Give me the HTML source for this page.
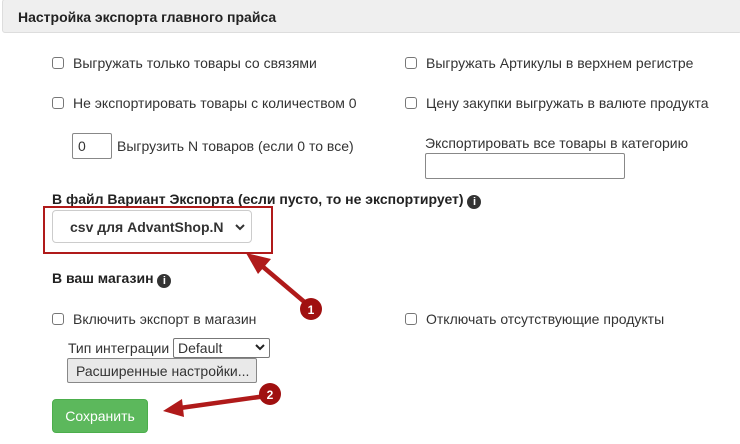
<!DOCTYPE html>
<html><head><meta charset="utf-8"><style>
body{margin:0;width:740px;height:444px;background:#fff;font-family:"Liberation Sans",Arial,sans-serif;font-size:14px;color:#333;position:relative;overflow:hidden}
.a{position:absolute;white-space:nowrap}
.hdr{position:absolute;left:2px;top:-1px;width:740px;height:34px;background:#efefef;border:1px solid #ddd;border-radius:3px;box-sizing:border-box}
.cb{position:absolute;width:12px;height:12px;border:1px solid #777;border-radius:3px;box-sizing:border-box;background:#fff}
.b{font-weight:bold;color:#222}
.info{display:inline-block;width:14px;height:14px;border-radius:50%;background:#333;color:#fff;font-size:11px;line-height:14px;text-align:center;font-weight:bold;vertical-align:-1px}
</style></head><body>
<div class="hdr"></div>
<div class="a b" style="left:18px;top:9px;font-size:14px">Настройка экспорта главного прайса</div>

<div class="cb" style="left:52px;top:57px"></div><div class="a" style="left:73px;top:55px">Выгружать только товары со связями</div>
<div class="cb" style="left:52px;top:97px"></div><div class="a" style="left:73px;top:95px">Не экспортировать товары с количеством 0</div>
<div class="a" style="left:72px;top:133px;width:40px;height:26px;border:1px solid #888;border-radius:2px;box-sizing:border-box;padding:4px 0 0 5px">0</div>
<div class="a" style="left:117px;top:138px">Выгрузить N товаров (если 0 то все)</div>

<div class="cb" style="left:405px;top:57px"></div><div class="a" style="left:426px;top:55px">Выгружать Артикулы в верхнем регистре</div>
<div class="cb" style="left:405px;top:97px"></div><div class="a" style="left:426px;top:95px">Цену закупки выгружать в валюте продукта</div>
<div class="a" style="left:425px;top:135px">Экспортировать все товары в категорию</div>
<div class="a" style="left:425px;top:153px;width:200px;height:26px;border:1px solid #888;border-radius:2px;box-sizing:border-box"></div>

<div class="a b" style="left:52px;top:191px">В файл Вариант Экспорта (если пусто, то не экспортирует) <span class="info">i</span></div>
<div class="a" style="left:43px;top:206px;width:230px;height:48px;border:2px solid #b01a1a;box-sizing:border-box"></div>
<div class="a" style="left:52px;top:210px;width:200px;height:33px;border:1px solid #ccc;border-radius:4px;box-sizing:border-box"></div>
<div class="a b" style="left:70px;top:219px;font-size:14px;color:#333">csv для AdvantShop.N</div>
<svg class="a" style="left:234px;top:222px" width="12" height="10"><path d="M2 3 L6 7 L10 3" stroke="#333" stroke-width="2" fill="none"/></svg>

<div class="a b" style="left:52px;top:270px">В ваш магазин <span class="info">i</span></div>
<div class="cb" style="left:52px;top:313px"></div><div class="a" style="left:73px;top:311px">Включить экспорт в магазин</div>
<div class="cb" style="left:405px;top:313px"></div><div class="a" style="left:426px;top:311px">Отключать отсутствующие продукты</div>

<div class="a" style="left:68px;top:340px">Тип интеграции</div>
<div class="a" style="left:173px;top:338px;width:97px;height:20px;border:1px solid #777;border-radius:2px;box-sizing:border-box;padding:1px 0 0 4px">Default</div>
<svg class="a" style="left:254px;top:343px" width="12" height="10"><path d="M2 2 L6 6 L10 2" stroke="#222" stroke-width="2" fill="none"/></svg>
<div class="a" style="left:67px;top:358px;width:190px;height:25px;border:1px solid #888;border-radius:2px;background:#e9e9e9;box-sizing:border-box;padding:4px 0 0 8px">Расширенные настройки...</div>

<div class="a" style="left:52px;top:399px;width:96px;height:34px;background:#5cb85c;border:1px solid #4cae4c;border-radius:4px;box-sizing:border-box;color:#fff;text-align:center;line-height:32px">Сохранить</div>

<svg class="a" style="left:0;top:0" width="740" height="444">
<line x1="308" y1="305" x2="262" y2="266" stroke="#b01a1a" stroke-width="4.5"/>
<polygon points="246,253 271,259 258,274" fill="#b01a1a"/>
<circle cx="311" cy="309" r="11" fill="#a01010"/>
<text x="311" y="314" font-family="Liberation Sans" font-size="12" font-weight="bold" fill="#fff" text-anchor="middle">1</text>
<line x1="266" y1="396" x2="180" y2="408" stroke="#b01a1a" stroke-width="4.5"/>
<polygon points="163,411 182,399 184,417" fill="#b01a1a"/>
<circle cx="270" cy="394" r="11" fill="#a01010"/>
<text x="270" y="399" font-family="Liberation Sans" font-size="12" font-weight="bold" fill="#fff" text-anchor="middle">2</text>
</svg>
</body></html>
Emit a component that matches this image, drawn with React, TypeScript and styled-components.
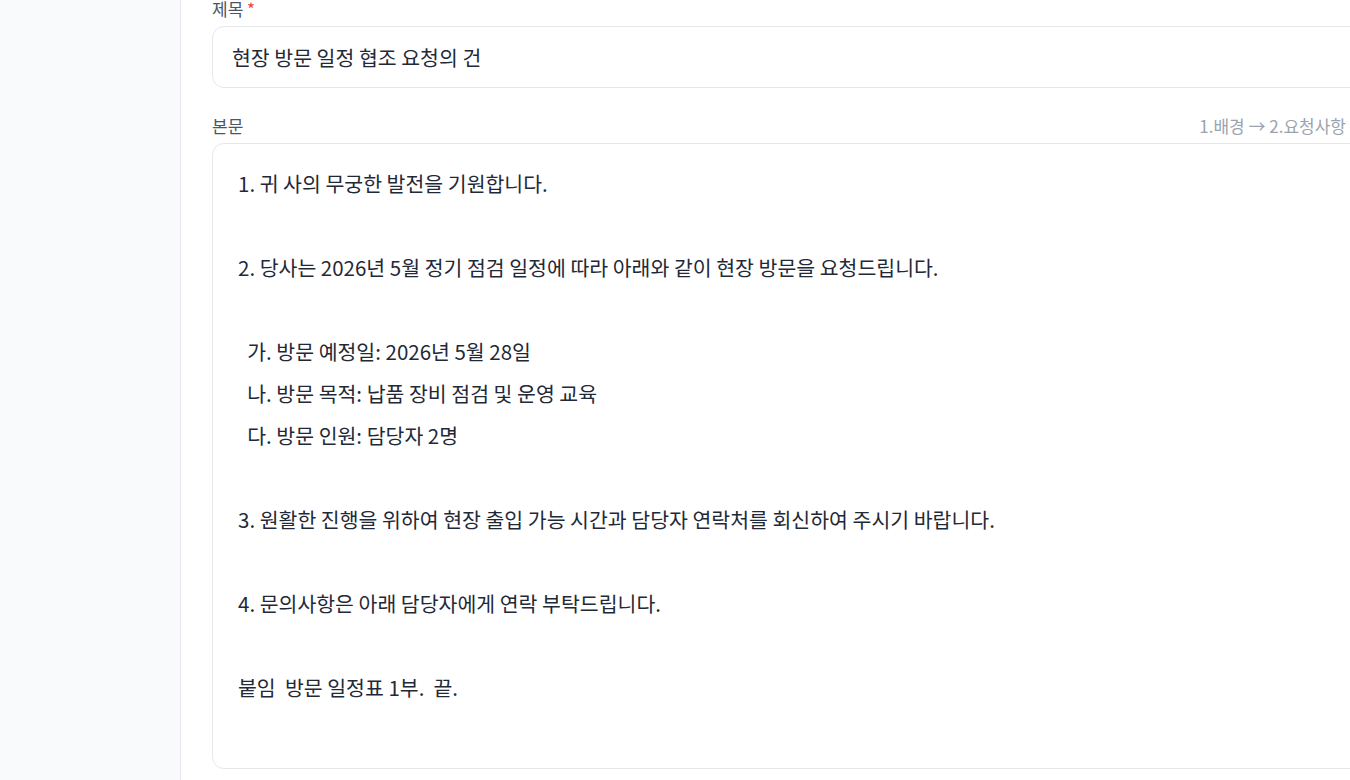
· · ·
#### [Task description]
Write out the records above once more, word for word, with no pictures.

#### [Finished exercise]
Give me the HTML source for this page.
<!DOCTYPE html>
<html><head><meta charset="utf-8"><style>
body{margin:0;width:740px;height:444px;background:#fff;font-family:"Liberation Sans",Arial,sans-serif;font-size:14px;color:#333;position:relative;overflow:hidden}
.a{position:absolute;white-space:nowrap}
.hdr{position:absolute;left:2px;top:-1px;width:740px;height:34px;background:#efefef;border:1px solid #ddd;border-radius:3px;box-sizing:border-box}
.cb{position:absolute;width:12px;height:12px;border:1px solid #777;border-radius:3px;box-sizing:border-box;background:#fff}
.b{font-weight:bold;color:#222}
.info{display:inline-block;width:14px;height:14px;border-radius:50%;background:#333;color:#fff;font-size:11px;line-height:14px;text-align:center;font-weight:bold;vertical-align:-1px}
</style></head><body>
<div class="hdr"></div>
<div class="a b" style="left:18px;top:9px;font-size:14px">Настройка экспорта главного прайса</div>

<div class="cb" style="left:52px;top:57px"></div><div class="a" style="left:73px;top:55px">Выгружать только товары со связями</div>
<div class="cb" style="left:52px;top:97px"></div><div class="a" style="left:73px;top:95px">Не экспортировать товары с количеством 0</div>
<div class="a" style="left:72px;top:133px;width:40px;height:26px;border:1px solid #888;border-radius:2px;box-sizing:border-box;padding:4px 0 0 5px">0</div>
<div class="a" style="left:117px;top:138px">Выгрузить N товаров (если 0 то все)</div>

<div class="cb" style="left:405px;top:57px"></div><div class="a" style="left:426px;top:55px">Выгружать Артикулы в верхнем регистре</div>
<div class="cb" style="left:405px;top:97px"></div><div class="a" style="left:426px;top:95px">Цену закупки выгружать в валюте продукта</div>
<div class="a" style="left:425px;top:135px">Экспортировать все товары в категорию</div>
<div class="a" style="left:425px;top:153px;width:200px;height:26px;border:1px solid #888;border-radius:2px;box-sizing:border-box"></div>

<div class="a b" style="left:52px;top:191px">В файл Вариант Экспорта (если пусто, то не экспортирует) <span class="info">i</span></div>
<div class="a" style="left:43px;top:206px;width:230px;height:48px;border:2px solid #b01a1a;box-sizing:border-box"></div>
<div class="a" style="left:52px;top:210px;width:200px;height:33px;border:1px solid #ccc;border-radius:4px;box-sizing:border-box"></div>
<div class="a b" style="left:70px;top:219px;font-size:14px;color:#333">csv для AdvantShop.N</div>
<svg class="a" style="left:234px;top:222px" width="12" height="10"><path d="M2 3 L6 7 L10 3" stroke="#333" stroke-width="2" fill="none"/></svg>

<div class="a b" style="left:52px;top:270px">В ваш магазин <span class="info">i</span></div>
<div class="cb" style="left:52px;top:313px"></div><div class="a" style="left:73px;top:311px">Включить экспорт в магазин</div>
<div class="cb" style="left:405px;top:313px"></div><div class="a" style="left:426px;top:311px">Отключать отсутствующие продукты</div>

<div class="a" style="left:68px;top:340px">Тип интеграции</div>
<div class="a" style="left:173px;top:338px;width:97px;height:20px;border:1px solid #777;border-radius:2px;box-sizing:border-box;padding:1px 0 0 4px">Default</div>
<svg class="a" style="left:254px;top:343px" width="12" height="10"><path d="M2 2 L6 6 L10 2" stroke="#222" stroke-width="2" fill="none"/></svg>
<div class="a" style="left:67px;top:358px;width:190px;height:25px;border:1px solid #888;border-radius:2px;background:#e9e9e9;box-sizing:border-box;padding:4px 0 0 8px">Расширенные настройки...</div>

<div class="a" style="left:52px;top:399px;width:96px;height:34px;background:#5cb85c;border:1px solid #4cae4c;border-radius:4px;box-sizing:border-box;color:#fff;text-align:center;line-height:32px">Сохранить</div>

<svg class="a" style="left:0;top:0" width="740" height="444">
<line x1="308" y1="305" x2="262" y2="266" stroke="#b01a1a" stroke-width="4.5"/>
<polygon points="246,253 271,259 258,274" fill="#b01a1a"/>
<circle cx="311" cy="309" r="11" fill="#a01010"/>
<text x="311" y="314" font-family="Liberation Sans" font-size="12" font-weight="bold" fill="#fff" text-anchor="middle">1</text>
<line x1="266" y1="396" x2="180" y2="408" stroke="#b01a1a" stroke-width="4.5"/>
<polygon points="163,411 182,399 184,417" fill="#b01a1a"/>
<circle cx="270" cy="394" r="11" fill="#a01010"/>
<text x="270" y="399" font-family="Liberation Sans" font-size="12" font-weight="bold" fill="#fff" text-anchor="middle">2</text>
</svg>
</body></html>
Emit a component that matches this image, drawn with React, TypeScript and styled-components.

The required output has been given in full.